Un comité de liaison s'est déjà réuni trois fois pour suivre, au niveau national, les avancées du chantier. Quant aux objectifs et indicateurs donnés dans ces nouveaux Prie, rien n'est encore précisé sur la manière de les définir. Mais une règle du jeu s'impose déjà : laisser les régions s'organiser comme bon leur semble, en fonction de leurs contraintes et de leurs spécificités territoriales. "Ce n'est pas un jardin à la française qui permettra de revenir à l'équilibre mais une bonne mise en réseau et un bon partenariat dans chaque région tenant compte des acteurs locaux et de leur organisation", assure l'ARF. 

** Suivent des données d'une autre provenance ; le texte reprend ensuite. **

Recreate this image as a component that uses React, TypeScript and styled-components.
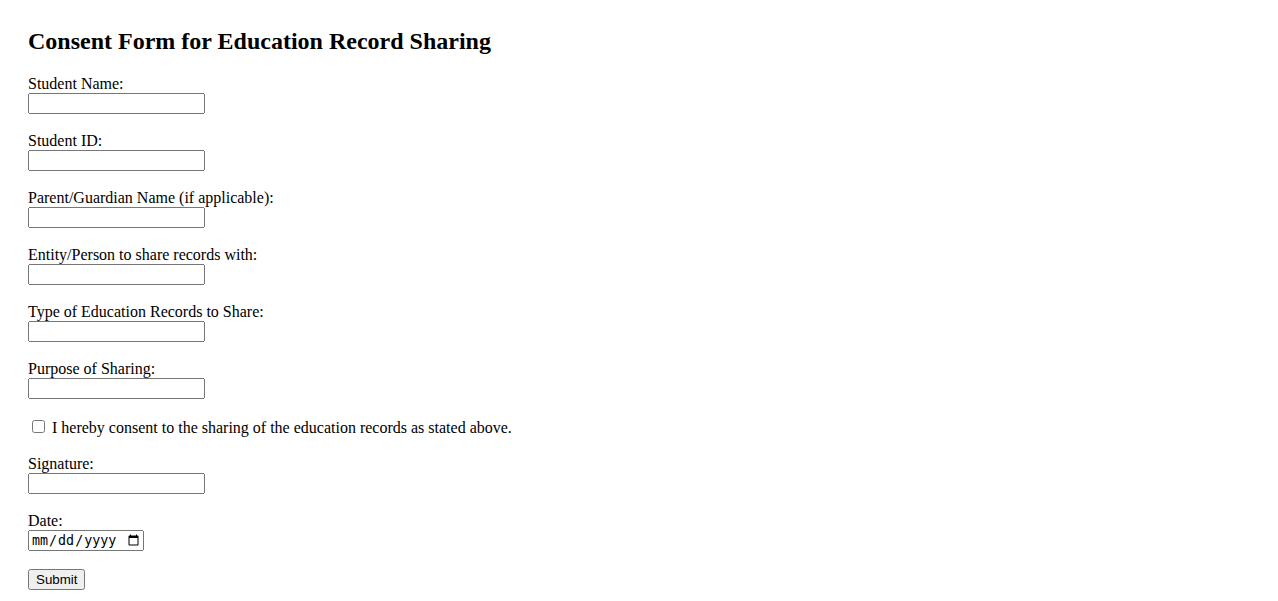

Lors d'un déplacement à Marseille le 28 janvier, sur le thème des volontaires internationaux en entreprises et de la filière numérique à l'export, Nicole Bricq était allée dans ce sens. "Plutôt que de construire des usines à gaz, je préfère des démarches opérationnelles et m'appuyer sur les bonnes pratiques", avait-elle souligné. Les fonds que la Banque publique d'investissement (BPI) doit réserver à l'international devraient aussi aider les régions à développer leur accompagnement aux entreprises. "Je me suis battue pour que la BPI ait un volet international, ce qui n'était pas acquis", a insisté la ministre lors de son audition, précisant qu'une trentaine de développeurs à l'international, issus des effectifs d'Ubifrance, seront mis en place dès cette année. Ces nouveaux développeurs prendront place aux côtés des collaborateurs de la BPI en charge des financements, des fonds propres, des prêts et de l'innovation, pour accompagner les entreprises dans leurs démarches à l'international. Les régions se sont engagées à faire progresser durablement de 10.000 le nombre de PME/ETI exportatrices à l'horizon de trois ans, en se focalisant sur les entreprises innovantes, et d'accroître le chiffre d'affaires export des entreprises déjà présentes à l'international, dont une bonne part d'ETI.